Provided material:
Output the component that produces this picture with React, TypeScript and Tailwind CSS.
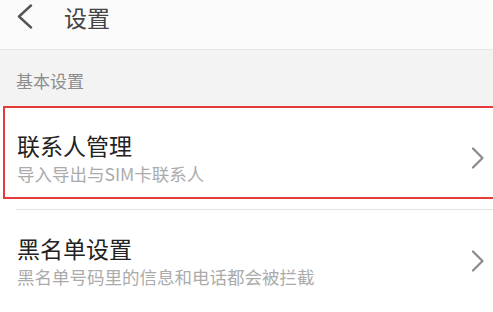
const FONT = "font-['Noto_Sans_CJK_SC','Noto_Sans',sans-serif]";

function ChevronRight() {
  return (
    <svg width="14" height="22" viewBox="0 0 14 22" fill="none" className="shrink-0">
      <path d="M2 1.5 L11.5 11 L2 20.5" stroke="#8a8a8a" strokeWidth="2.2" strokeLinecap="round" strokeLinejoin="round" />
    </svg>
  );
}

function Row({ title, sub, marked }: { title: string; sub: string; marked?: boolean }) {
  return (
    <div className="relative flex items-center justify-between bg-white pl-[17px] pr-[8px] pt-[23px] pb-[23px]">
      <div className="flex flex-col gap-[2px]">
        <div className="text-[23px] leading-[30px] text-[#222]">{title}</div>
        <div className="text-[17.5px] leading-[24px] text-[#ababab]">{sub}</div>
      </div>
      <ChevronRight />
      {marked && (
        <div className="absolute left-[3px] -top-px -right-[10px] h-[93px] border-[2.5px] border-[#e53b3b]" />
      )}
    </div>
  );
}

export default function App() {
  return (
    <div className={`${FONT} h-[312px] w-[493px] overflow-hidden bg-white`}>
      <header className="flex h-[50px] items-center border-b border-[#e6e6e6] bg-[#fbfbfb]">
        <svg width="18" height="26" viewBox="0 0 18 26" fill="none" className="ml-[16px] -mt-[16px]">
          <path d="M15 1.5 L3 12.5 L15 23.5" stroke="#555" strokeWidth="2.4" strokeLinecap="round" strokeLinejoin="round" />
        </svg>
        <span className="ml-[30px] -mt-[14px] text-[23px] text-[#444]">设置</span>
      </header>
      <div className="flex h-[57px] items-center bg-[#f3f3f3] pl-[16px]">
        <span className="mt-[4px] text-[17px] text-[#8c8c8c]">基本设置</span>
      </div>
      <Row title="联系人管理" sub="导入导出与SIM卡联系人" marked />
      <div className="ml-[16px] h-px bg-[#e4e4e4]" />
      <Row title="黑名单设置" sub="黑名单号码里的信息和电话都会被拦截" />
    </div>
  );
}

Directions:
Repeat all of the data above word for word, minus the pictures.

Result:
Output the component that produces this picture with React, TypeScript and Tailwind CSS.
const FONT = "font-['Noto_Sans_CJK_SC','Noto_Sans',sans-serif]";

function ChevronRight() {
  return (
    <svg width="14" height="22" viewBox="0 0 14 22" fill="none" className="shrink-0">
      <path d="M2 1.5 L11.5 11 L2 20.5" stroke="#8a8a8a" strokeWidth="2.2" strokeLinecap="round" strokeLinejoin="round" />
    </svg>
  );
}

function Row({ title, sub, marked }: { title: string; sub: string; marked?: boolean }) {
  return (
    <div className="relative flex items-center justify-between bg-white pl-[17px] pr-[8px] pt-[23px] pb-[23px]">
      <div className="flex flex-col gap-[2px]">
        <div className="text-[23px] leading-[30px] text-[#222]">{title}</div>
        <div className="text-[17.5px] leading-[24px] text-[#ababab]">{sub}</div>
      </div>
      <ChevronRight />
      {marked && (
        <div className="absolute left-[3px] -top-px -right-[10px] h-[93px] border-[2.5px] border-[#e53b3b]" />
      )}
    </div>
  );
}

export default function App() {
  return (
    <div className={`${FONT} h-[312px] w-[493px] overflow-hidden bg-white`}>
      <header className="flex h-[50px] items-center border-b border-[#e6e6e6] bg-[#fbfbfb]">
        <svg width="18" height="26" viewBox="0 0 18 26" fill="none" className="ml-[16px] -mt-[16px]">
          <path d="M15 1.5 L3 12.5 L15 23.5" stroke="#555" strokeWidth="2.4" strokeLinecap="round" strokeLinejoin="round" />
        </svg>
        <span className="ml-[30px] -mt-[14px] text-[23px] text-[#444]">设置</span>
      </header>
      <div className="flex h-[57px] items-center bg-[#f3f3f3] pl-[16px]">
        <span className="mt-[4px] text-[17px] text-[#8c8c8c]">基本设置</span>
      </div>
      <Row title="联系人管理" sub="导入导出与SIM卡联系人" marked />
      <div className="ml-[16px] h-px bg-[#e4e4e4]" />
      <Row title="黑名单设置" sub="黑名单号码里的信息和电话都会被拦截" />
    </div>
  );
}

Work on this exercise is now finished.